According to Henneberger, recent events have also shown to men who were previously unaware the vast scope of the issue of sexual harassment for women.
“I would just say, don’t turn back. Taking on real power, which is what we’re talking about here, is never easy, and when power is most threatened, then those taking it on are most at risk,” she said.
“Support women and men who come forward.”
According to Jason Collett, Founder of The Good News, a daily Christian newsletter, the teachings of the Bible call faithful to stand up against sexual abuse. “Christians are called to take action against injustice; keeping quiet would be a failure to live out the Gospel. If Christians don’t speak up, who will? Or worse yet, if Christians don’t speak up, will anything change?”
Collett wrote Crux in an email that the Church has 2,000 years of teaching that it can share with individuals and all aspects of society, and that Christian morality is essential in order to create a world where sexual abuse no longer exists.
“Catholics need to harness the short-term outrage and draw people towards the faith community,” he said. “If we strike while the iron is hot, we can build the Church—a Church dedicated to combating sexual assault through families, schools, politics, and business.”
But lay people and the clergy cannot do it all by themselves, Collett said. Catholic media also has an important role to play in spreading and divulging the Church’s teaching.
“The left-wing has CNN. The right-wing has Fox News.

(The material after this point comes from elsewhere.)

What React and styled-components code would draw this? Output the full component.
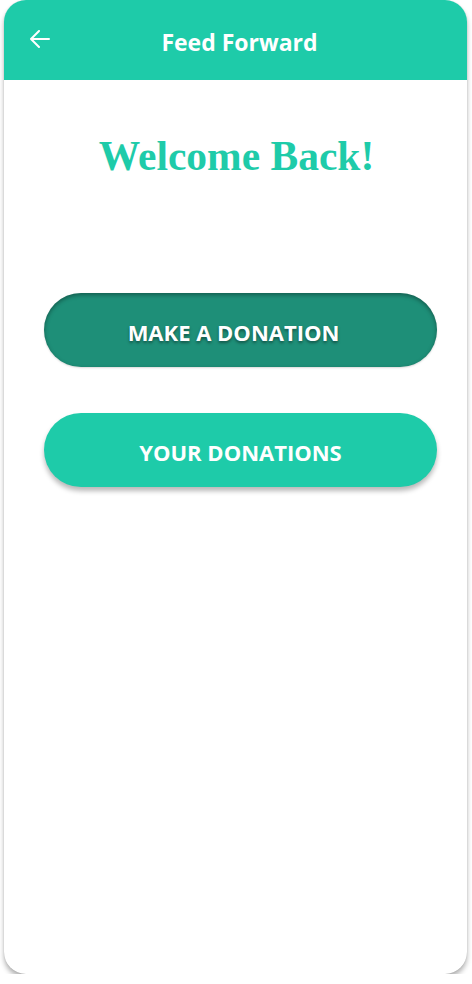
import React from "react";
import styled, { createGlobalStyle } from "styled-components";

const GlobalStyle = createGlobalStyle`
  html, body {
    margin: 0;
    padding: 0;
    background: #ffffff;
  }
  * {
    box-sizing: border-box;
  }
`;

const Screen = styled.div`
  width: 463px;
  height: 974px;
  margin: 0 0 0 4px;
  background: #ffffff;
  border-radius: 22px;
  box-shadow: 0 4px 5px rgba(0, 0, 0, 0.3), 0 0 1px rgba(0, 0, 0, 0.2);
  overflow: hidden;
  display: flex;
  flex-direction: column;
`;

const Header = styled.header`
  height: 80px;
  background: #1ecba9;
  display: grid;
  grid-template-columns: 60px 1fr 52px;
  align-items: center;
  padding-top: 4px;
`;

const BackButton = styled.button`
  background: none;
  border: none;
  padding: 0 0 0 25px;
  display: flex;
  align-items: center;
  height: 24px;
  margin-top: -6px;
  cursor: pointer;
`;

const Title = styled.h1`
  margin: 0;
  text-align: center;
  color: #ffffff;
  font-family: "Open Sans", "Noto Sans", sans-serif;
  font-weight: 700;
  font-size: 23px;
  line-height: 1;
`;

const Content = styled.main`
  display: flex;
  flex-direction: column;
  align-items: center;
  padding: 52px 0 0;
`;

const Heading = styled.h2`
  margin: 0 0 112px 2px;
  color: #1ecba9;
  font-family: "Liberation Serif", "DejaVu Serif", serif;
  font-weight: 700;
  font-size: 41.5px;
  line-height: 49px;
`;

const Actions = styled.div`
  align-self: flex-start;
  margin-left: 40px;
  display: flex;
  flex-direction: column;
  gap: 46px;
  width: 393px;
`;

const ActionButton = styled.button`
  height: 74px;
  width: 100%;
  border: none;
  border-radius: 37px;
  background: ${(p) => (p.$active ? "#1e8f78" : "#1ecba9")};
  box-shadow: ${(p) =>
    p.$active
      ? "inset 0 2px 4px rgba(0, 0, 0, 0.35), 0 1px 2px rgba(0, 0, 0, 0.15)"
      : "0 4px 5px rgba(0, 0, 0, 0.28)"};
  color: #ffffff;
  font-family: "Open Sans", "Noto Sans", sans-serif;
  font-weight: 700;
  font-size: 22px;
  padding: 4px ${(p) => (p.$active ? "14px" : "0")} 0 0;
  text-shadow: ${(p) => (p.$active ? "0 2px 3px rgba(0, 0, 0, 0.4)" : "none")};
  cursor: pointer;
`;

function BackArrow() {
  return (
    <svg width="21" height="18" viewBox="0 0 21 18" fill="none">
      <path
        d="M20 9H2M10 1L2 9l8 8"
        stroke="#ffffff"
        strokeWidth="2"
        strokeLinecap="round"
        strokeLinejoin="round"
      />
    </svg>
  );
}

export default function App() {
  return (
    <>
      <GlobalStyle />
      <Screen>
        <Header>
          <BackButton aria-label="Back">
            <BackArrow />
          </BackButton>
          <Title>Feed Forward</Title>
          <span />
        </Header>
        <Content>
          <Heading>Welcome Back!</Heading>
          <Actions>
            <ActionButton $active>MAKE A DONATION</ActionButton>
            <ActionButton>YOUR DONATIONS</ActionButton>
          </Actions>
        </Content>
      </Screen>
    </>
  );
}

Who is advocating for Christian morality? I don’t see a powerful 24/7 news agency advocating for Church teaching the way I see political news advocates,” he wrote. “Catholic media must use creative means to boldly and relentlessly articulate solutions to sexual harassment found in Church teaching. Jesus’ teachings are bold, clear, and honest. We must maintain His voice, even when dealing with scandals inside the Church.”